▶ [Exercise task] From the entries below, copy every line where the string "with" appears.

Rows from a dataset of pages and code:
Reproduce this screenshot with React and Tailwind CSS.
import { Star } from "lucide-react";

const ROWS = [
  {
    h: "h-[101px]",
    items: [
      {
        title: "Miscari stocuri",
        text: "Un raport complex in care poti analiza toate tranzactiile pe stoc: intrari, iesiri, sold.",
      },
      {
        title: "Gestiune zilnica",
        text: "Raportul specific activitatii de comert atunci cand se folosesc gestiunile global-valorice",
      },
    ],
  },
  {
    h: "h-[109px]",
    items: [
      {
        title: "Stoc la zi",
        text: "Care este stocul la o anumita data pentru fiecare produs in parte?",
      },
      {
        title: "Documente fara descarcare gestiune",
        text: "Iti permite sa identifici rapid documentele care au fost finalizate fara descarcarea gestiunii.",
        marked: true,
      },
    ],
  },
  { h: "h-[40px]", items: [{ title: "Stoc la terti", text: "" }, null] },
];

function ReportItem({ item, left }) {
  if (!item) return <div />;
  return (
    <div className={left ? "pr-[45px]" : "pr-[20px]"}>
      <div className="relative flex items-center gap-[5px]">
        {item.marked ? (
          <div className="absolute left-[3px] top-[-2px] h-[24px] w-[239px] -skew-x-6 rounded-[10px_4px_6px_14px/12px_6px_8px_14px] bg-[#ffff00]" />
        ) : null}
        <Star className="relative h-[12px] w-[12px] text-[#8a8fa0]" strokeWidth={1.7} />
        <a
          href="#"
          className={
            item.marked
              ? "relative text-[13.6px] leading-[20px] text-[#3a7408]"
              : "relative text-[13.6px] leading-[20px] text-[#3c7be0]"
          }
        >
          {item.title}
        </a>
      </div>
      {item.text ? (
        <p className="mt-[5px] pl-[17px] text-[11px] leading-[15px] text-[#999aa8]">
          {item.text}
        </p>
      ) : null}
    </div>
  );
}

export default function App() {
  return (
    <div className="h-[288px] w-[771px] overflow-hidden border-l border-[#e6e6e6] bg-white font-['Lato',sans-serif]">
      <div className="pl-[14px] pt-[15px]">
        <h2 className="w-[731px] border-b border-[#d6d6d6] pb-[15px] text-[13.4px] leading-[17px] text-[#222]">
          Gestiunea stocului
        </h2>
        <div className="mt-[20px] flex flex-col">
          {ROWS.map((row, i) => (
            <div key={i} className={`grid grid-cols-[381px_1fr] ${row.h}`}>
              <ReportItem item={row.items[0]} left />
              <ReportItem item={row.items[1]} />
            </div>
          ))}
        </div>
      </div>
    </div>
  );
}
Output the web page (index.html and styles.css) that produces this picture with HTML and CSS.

▶ [Expected answer]
Reproduce this screenshot with React and Tailwind CSS.
Output the web page (index.html and styles.css) that produces this picture with HTML and CSS.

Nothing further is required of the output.